Finally, we will plot our data! Read the code comments for explanations on aesthetic choices, as well as a helpful discussion on fct_reorder().

Code
plot_data  |> 
  
  # Reordering the y axis values allows a smoother visual interpretation - 
  # you can see the treatments in sequential ATE.
  
  ggplot(aes(x = values, y = fct_reorder(Group, values))) +
  
  # position = "dodge" is the only sure way to see all 3 treatment distributions
  # identity, single, or any others drop "Sometimes" - topic for further study
  
    stat_slab(aes(fill = `Voter Class`),
              position = 'dodge') +
    scale_fill_calc() +
  
    # more frequent breaks on the x-axis provides a better reader interpretation
    # of the the shift across age groups, as opposed to intervals of 10%
    
    scale_x_continuous(labels = scales::percent_format(accuracy = 1),
                       breaks = seq(-0.05, 0.11, 0.01)) +
    labs(title = "Treatment Effects on The Probability of Voting",
         subtitle = "Postcards work less well on those who rarely vote",
         y = "Postcard Type",
         x = "Average Treatment Effect",
         caption = "Source: Gerber, Green, and Larimer (2008)") +
    theme_clean() +
    theme(legend.position = "bottom")

This is interesting! It shows us a few valuable bits of information:

  • We are interested in the average treatment effect of postcards. There are 4 different postcards, each of which can be compared to what would have happened if the voter did not receive any postcard.
  • These four treatment effects, however, are heterogeneous. They vary depending on an individual’s voting history, which we organize into three categories: Rarely Vote, Sometimes Vote and Always Vote.
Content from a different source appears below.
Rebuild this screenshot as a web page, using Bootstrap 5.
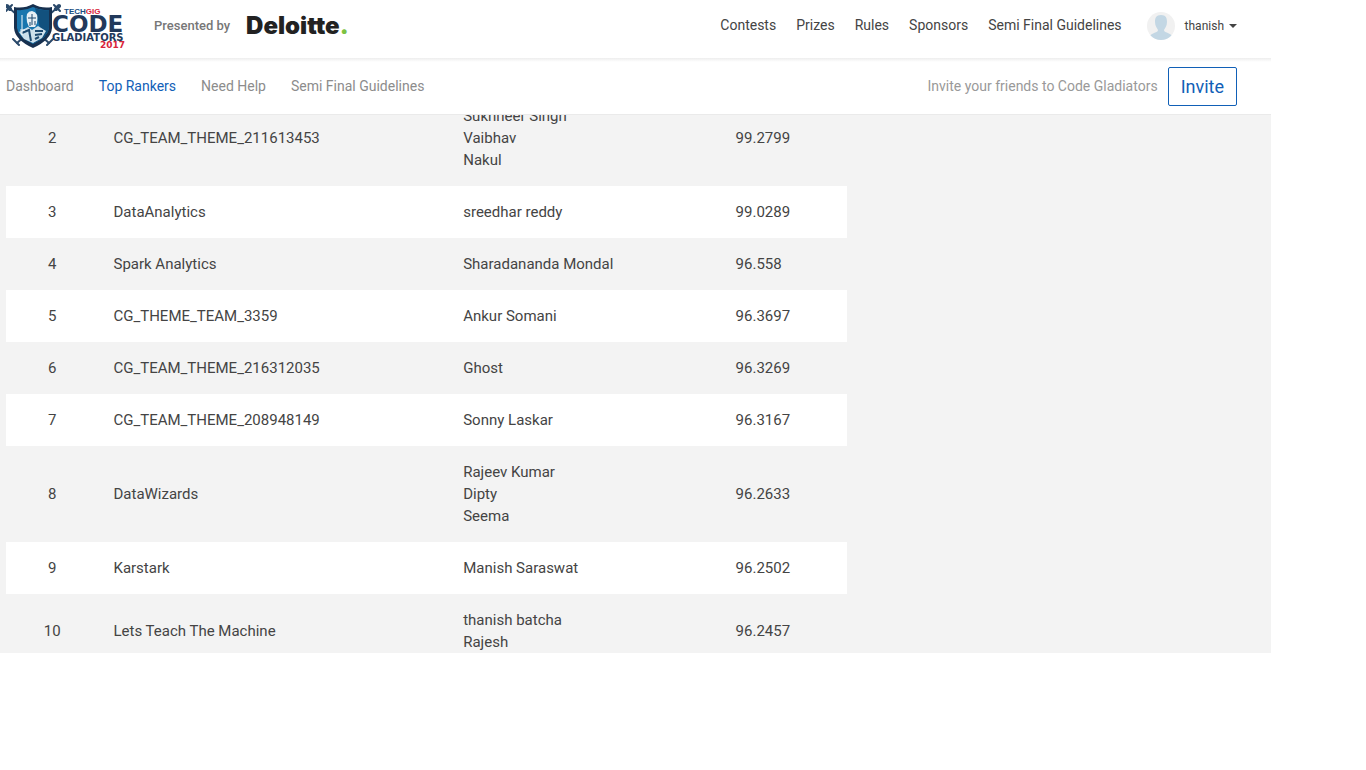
<!DOCTYPE html>
<html lang="en">
<head>
<meta charset="utf-8">
<meta name="viewport" content="width=device-width, initial-scale=1">
<title>Code Gladiators 2017 - Top Rankers</title>
<link href="https://cdn.jsdelivr.net/npm/bootstrap@5.3.0/dist/css/bootstrap.min.css" rel="stylesheet">
<style>
  body { font-family: Roboto, "Open Sans", sans-serif; font-size: 14px; color: #444; background: #fff; }
  .site-shell { margin-right: 95px; height: calc(100vh - 117px); }
  .site-header { min-height: 58px; padding: 0 34px 7px 6px; }
  .site-header .nav-link { color: #444; padding: 0; }
  .sponsor-note { font-size: 13px; font-weight: 500; color: #777; margin-left: 28px; }
  .sponsor-name { font: 900 24px/28px Inter, sans-serif; font-variant-ligatures: none; color: #222; margin-left: 16px; }
  .sponsor-name span { color: #7cc242; }
  .main-links { gap: 20px; }
  .user-avatar { margin-left: 25px; }
  .user-menu { font-size: 12px; color: #444; line-height: 18px; margin-left: 10px; }
  .user-menu::after { margin-left: 5px; vertical-align: 2px; border-top-width: 4px; border-left-width: 4px; border-right-width: 4px; }
  .sub-header { min-height: 57px; padding: 0 34px 0 6px; border-bottom: 1px solid #eaeaea; background: linear-gradient(#ededed, #fff 4px); }
  .sub-header .nav { gap: 25px; }
  .sub-header .nav-link { color: #8c8c8c; padding: 0; }
  .sub-header .nav-link.active { color: #1160b7; }
  .invite-note { color: #999; }
  .btn-invite, .btn-invite:hover { color: #1160b7; border: 1px solid #1160b7; border-radius: 2px; font-size: 18px; line-height: 25px; padding: 6px 12px; margin-left: 10px; }
  .rank-area { background: #f3f3f3; padding-left: 6px; }
  /* the list is scrolled part of the way through its second row */
  .rank-scroll { margin: -25px 4px 0 0; }
  .rank-table { table-layout: fixed; font-size: 15px; line-height: 22px; color: #444; }
  .rank-table td { padding: 15px; }
  .rank-table tr:nth-child(even) { background: #fff; }
  .col-rank { width: 11%; }
  .col-names { width: 32.4%; }
  .col-score { width: 15%; }
</style>
</head>
<body>
<div class="site-shell d-flex flex-column overflow-hidden">
  <header class="site-header d-flex align-items-center flex-shrink-0">
    <a href="#" class="d-block" aria-label="TechGig Code Gladiators 2017">
      <svg class="d-block" width="120" height="48" viewBox="6 2 120 48">
        <g stroke="#2b4a6b" stroke-width="2" fill="none" stroke-linecap="round">
          <path d="M8 7L49 43M58 7L17 43"/>
          <path d="M6 11L12 5M54 5L60 11M13 39L19 45M47 45L53 39"/>
          <path d="M7 6L10 9M59 6L56 9" stroke-width="4"/>
        </g>
        <path d="M14 7Q24 9 33 4Q42 9 52 7V28Q51 40 33 48Q15 40 14 28Z" fill="#17304f"/>
        <path d="M17 10Q25 11 33 7Q41 11 49 10V28Q48 37 33 44Q18 37 17 28Z" fill="#1976ae"/>
        <path d="M35 8Q42 11 49 10V28Q48 37 33 44L40 28Z" fill="#12517e"/>
        <path d="M27 22Q25 11 32 11Q39 12 37 23L35 27H29Z" fill="#e7f0f5"/>
        <path d="M28 18H36M32 14V25M30 22V26M35 21V25" stroke="#1d496f" stroke-width="1"/>
        <path d="M19 32L28 27L32 30L38 26L46 31L42 38L33 43L24 39Z" fill="#cde0eb"/>
        <path d="M22 33L29 30L31 41M35 31L43 31M35 35L42 34M35 39L39 37" stroke="#1d496f" stroke-width="2" fill="none"/>
        <path d="M22 15V35M20 30H25" stroke="#f5f9fb" stroke-width="1"/>
        <g font-weight="700">
          <text x="64" y="14" font-family="Liberation Sans, sans-serif" font-size="8" fill="#174d82">TECH<tspan fill="#d9263c">GIG</tspan></text>
          <text x="52" y="32" font-family="DejaVu Sans, sans-serif" font-size="23" fill="#22395b">CODE</text>
          <text x="52" y="41" font-family="DejaVu Sans, sans-serif" font-size="10" fill="#22395b">GLADIATORS</text>
          <text x="100" y="48" font-family="DejaVu Sans, sans-serif" font-size="9" fill="#d9263c">2017</text>
        </g>
      </svg>
    </a>
    <span class="sponsor-note">Presented by</span>
    <span class="sponsor-name">Deloitte<span>.</span></span>
    <nav class="ms-auto d-flex align-items-center" aria-label="Main">
      <ul class="nav main-links">
        <li><a class="nav-link" href="#">Contests</a></li>
        <li><a class="nav-link" href="#">Prizes</a></li>
        <li><a class="nav-link" href="#">Rules</a></li>
        <li><a class="nav-link" href="#">Sponsors</a></li>
        <li><a class="nav-link" href="#">Semi Final Guidelines</a></li>
      </ul>
      <svg class="user-avatar" width="28" height="28" viewBox="0 0 28 28" aria-hidden="true">
        <clipPath id="round"><circle cx="14" cy="14" r="14"/></clipPath>
        <g clip-path="url(#round)"><rect width="28" height="28" fill="#f1f1f1"/>
        <path d="M14 3C9 3 8 6 8 10C8 14 10 16 11 18C11 21 5 20 2 25V28H26V25C23 20 17 21 17 18C18 16 20 14 20 10C20 6 19 3 14 3Z" fill="#c3d7e4"/></g>
      </svg>
      <button type="button" class="user-menu dropdown-toggle border-0 bg-transparent p-0">thanish</button>
    </nav>
  </header>

  <div class="sub-header d-flex align-items-center flex-shrink-0">
    <ul class="nav">
      <li><a class="nav-link" href="#">Dashboard</a></li>
      <li><a class="nav-link active" href="#" aria-current="page">Top Rankers</a></li>
      <li><a class="nav-link" href="#">Need Help</a></li>
      <li><a class="nav-link" href="#">Semi Final Guidelines</a></li>
    </ul>
    <span class="invite-note ms-auto">Invite your friends to Code Gladiators</span>
    <button type="button" class="btn btn-invite">Invite</button>
  </div>

  <main class="rank-area flex-grow-1 overflow-hidden">
    <div class="row g-0 rank-scroll">
      <div class="col-8">
        <table class="rank-table w-100" aria-label="Top rankers">
          <colgroup><col class="col-rank"><col><col class="col-names"><col class="col-score"></colgroup>
          <tbody>
            <tr><td class="text-center">2</td><td>CG_TEAM_THEME_211613453</td><td>Sukhneer Singh<br>Vaibhav<br>Nakul</td><td>99.2799</td></tr>
            <tr><td class="text-center">3</td><td>DataAnalytics</td><td>sreedhar reddy</td><td>99.0289</td></tr>
            <tr><td class="text-center">4</td><td>Spark Analytics</td><td>Sharadananda Mondal</td><td>96.558</td></tr>
            <tr><td class="text-center">5</td><td>CG_THEME_TEAM_3359</td><td>Ankur Somani</td><td>96.3697</td></tr>
            <tr><td class="text-center">6</td><td>CG_TEAM_THEME_216312035</td><td>Ghost</td><td>96.3269</td></tr>
            <tr><td class="text-center">7</td><td>CG_TEAM_THEME_208948149</td><td>Sonny Laskar</td><td>96.3167</td></tr>
            <tr><td class="text-center">8</td><td>DataWizards</td><td>Rajeev Kumar<br>Dipty<br>Seema</td><td>96.2633</td></tr>
            <tr><td class="text-center">9</td><td>Karstark</td><td>Manish Saraswat</td><td>96.2502</td></tr>
            <tr><td class="text-center">10</td><td>Lets Teach The Machine</td><td>thanish batcha<br>Rajesh</td><td>96.2457</td></tr>
          </tbody>
        </table>
      </div>
    </div>
  </main>
</div>
<script src="https://cdn.jsdelivr.net/npm/bootstrap@5.3.0/dist/js/bootstrap.bundle.min.js"></script>
</body>
</html>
So, we have 12 different average treatment effects, one for each possible combination of postcard and voting history.
  • For each of these combinations, the graphic shows our posterior distribution.

What does this mean for us, as we consider which postcards to send? * Consider the highest yellow distribution, which is the posterior distribution for the average treatment effect of receiving the Neighbors postcard (compared to not getting a postcard) for Always Voters. The posterior is centered around 9% with a 95% confidence interval of, roughly, 8% to 10%. * Overall, the Civic Duty and Hawthorne postcards had small average treatment effects, across all three categories of voter. The causal effect on Rarely Voters was much smaller, regardless of treatment. It was also much less precisely estimated because there were many fewer Rarely Voters in the data. *The best way to increase turnover, assuming there are limits to how many postcards you can send, is to focus on Sometimes/Always voters and to use the Neighbors postcard.

Conclusion: If we had a limited number of postcards, we would send the Neighbors postcard to citizens who already demonstrate a tendency to vote.

How confident are we in these findings? If we needed to convince our boss that this is the right strategy, we need to explain how confident we are in our assumptions. To do that, we must understand the three levels of knowledge in the world of posteriors.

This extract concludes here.